→ RECORDS TO USE:

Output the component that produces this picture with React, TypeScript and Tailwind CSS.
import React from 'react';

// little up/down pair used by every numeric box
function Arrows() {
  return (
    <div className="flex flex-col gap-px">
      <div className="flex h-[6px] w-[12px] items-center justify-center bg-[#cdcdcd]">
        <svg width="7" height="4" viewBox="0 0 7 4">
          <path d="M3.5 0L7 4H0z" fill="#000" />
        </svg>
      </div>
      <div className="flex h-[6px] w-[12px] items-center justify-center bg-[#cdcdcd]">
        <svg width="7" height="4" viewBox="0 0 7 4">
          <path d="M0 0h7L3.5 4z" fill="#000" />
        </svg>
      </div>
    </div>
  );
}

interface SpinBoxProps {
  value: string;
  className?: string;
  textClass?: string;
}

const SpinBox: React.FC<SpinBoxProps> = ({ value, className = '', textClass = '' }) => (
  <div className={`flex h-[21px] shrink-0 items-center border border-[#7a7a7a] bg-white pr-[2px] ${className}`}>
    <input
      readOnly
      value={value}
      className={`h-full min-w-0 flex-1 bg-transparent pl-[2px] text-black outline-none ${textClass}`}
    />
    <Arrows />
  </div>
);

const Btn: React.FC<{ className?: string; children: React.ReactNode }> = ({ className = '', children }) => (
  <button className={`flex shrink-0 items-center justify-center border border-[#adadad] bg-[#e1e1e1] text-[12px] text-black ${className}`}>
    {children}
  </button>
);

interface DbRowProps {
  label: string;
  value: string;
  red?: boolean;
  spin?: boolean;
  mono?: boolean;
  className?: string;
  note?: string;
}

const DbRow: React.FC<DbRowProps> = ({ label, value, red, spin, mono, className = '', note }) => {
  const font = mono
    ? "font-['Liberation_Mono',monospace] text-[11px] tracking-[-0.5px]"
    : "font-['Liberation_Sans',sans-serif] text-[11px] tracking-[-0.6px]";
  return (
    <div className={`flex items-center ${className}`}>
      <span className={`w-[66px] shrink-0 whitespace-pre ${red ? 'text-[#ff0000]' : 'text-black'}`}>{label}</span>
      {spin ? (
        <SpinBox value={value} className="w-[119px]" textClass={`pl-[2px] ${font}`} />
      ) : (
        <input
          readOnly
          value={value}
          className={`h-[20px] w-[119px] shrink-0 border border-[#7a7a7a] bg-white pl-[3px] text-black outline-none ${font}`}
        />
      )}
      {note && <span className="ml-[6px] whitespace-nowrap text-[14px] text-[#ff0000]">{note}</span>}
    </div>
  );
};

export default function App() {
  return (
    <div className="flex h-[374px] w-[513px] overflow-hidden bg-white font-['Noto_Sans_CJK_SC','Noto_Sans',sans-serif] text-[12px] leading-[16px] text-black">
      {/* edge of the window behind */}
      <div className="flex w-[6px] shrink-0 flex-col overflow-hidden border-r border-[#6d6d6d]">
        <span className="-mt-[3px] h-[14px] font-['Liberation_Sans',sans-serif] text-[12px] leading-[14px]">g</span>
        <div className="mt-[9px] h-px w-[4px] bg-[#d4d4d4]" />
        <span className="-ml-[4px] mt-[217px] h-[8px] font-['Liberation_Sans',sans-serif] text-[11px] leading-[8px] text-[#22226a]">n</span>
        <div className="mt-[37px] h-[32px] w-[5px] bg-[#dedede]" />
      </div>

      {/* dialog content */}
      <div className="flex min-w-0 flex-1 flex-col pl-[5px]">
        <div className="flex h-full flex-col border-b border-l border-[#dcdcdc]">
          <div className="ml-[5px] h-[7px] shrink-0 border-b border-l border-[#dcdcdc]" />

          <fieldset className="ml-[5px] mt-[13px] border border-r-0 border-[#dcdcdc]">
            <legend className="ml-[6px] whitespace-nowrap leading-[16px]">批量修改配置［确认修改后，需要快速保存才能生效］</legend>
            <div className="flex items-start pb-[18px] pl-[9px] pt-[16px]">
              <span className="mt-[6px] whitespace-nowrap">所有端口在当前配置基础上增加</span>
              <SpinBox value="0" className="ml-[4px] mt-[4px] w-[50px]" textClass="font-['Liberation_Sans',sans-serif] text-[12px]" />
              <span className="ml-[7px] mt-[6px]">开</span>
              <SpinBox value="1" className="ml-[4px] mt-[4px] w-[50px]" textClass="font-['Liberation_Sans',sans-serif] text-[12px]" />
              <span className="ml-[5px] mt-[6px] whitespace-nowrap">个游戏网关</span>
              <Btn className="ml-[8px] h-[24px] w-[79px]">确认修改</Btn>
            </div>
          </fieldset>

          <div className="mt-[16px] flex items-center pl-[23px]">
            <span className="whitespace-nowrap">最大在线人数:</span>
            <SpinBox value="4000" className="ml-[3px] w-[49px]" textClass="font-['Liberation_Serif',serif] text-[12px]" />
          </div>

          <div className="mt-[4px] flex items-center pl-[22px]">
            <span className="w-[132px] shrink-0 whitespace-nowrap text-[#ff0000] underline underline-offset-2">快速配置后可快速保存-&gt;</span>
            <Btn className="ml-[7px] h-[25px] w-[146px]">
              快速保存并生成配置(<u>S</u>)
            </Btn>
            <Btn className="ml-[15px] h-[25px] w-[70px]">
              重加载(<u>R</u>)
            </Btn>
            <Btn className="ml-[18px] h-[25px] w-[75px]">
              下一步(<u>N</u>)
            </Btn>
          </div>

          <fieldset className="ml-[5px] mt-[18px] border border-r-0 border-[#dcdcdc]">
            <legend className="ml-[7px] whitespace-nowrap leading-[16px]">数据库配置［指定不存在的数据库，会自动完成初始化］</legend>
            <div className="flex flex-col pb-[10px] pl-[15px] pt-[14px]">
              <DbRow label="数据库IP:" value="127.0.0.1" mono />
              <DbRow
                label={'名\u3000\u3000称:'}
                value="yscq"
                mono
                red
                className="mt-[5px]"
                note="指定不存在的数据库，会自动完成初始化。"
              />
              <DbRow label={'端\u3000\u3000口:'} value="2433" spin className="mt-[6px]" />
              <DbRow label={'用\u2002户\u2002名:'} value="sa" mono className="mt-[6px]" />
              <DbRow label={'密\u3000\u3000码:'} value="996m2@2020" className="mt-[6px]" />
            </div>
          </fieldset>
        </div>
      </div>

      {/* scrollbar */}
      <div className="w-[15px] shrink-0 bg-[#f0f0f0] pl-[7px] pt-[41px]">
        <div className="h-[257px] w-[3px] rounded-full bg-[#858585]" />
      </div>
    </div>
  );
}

* * *

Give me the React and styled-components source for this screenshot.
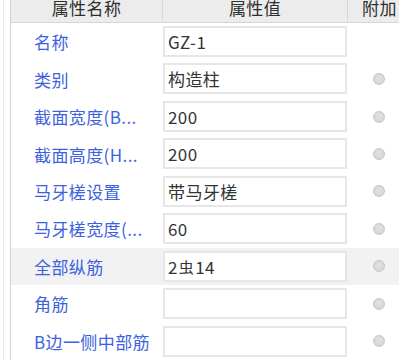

→ STATED PROBLEM: Where a line in the material above holds "this", copy that line.

→ THE RESPONSE:
Output the component that produces this picture with React, TypeScript and Tailwind CSS.
Give me the React and styled-components source for this screenshot.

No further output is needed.